But it took decades for health officials to arrive at that conclusion.

Partially hydrogenated oil came on the market about a century ago when food scientists figured out how to add hydrogen atoms to a molecule of oil. Typically, it's soybean oil.

Kantha Shelke, a scientist with the Institute of Food Technologists in Chicago, says this makes liquid oil more solid, and stable. Depending on how you add the hydrogen atoms, you can make the oil as solid as you like.

"So we could literally dial the needle to as solid as you wanted, and get the kind of results we were looking for," says Shelke.

These results include cookies or doughnuts that didn't leave a ring of oil behind on a paper towel and don't start tasting rancid after a few weeks.

Also, this oil doesn't have a strong taste of its own so you can use lots of it without ruining the flavor.
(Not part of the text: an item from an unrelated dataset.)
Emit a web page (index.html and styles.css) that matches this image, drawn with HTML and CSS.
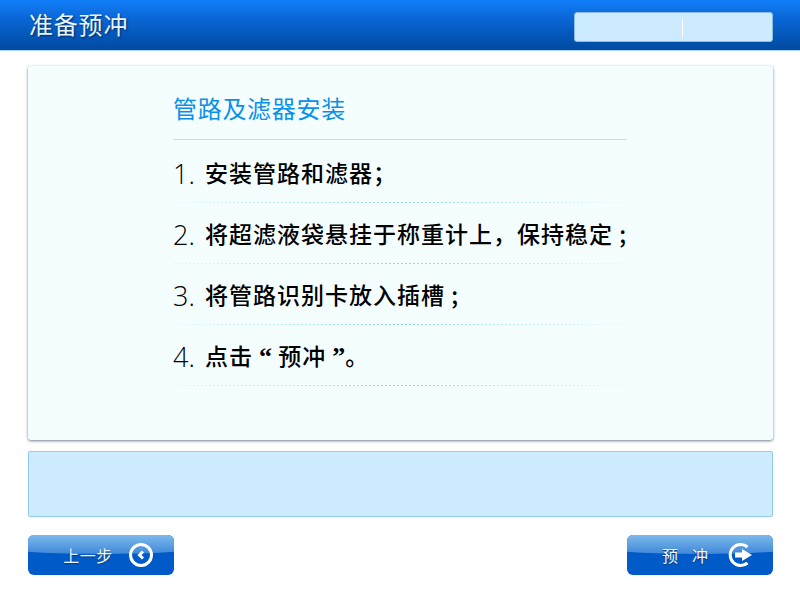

"It's really absolutely perfect, and it's also perfect for the American style of shopping: You buy boxes and boxes of crackers, put them in your pantry," says Shelke. "You open this box six months or eight months or a year later, and it would still taste and smell just as good as it was on the day you bought it!"

By the time the government came up with laws regulating food additives, people had been eating this form of oil for decades with no apparent problems.

David Schleifer, a researcher at a nonprofit group called Public Agenda, in New York, says most scientists in the 1980s actually thought this kind of oil was probably safer than lard or palm oil. Schleifer wrote a recent journal article on the history of trans fats.

McDonald's, Schleifer says, previously used beef tallow for frying. "People freaked out about beef tallow because it had saturated fat, and McDonald's responded to that public outcry by replacing beef tallow with trans fat," he says.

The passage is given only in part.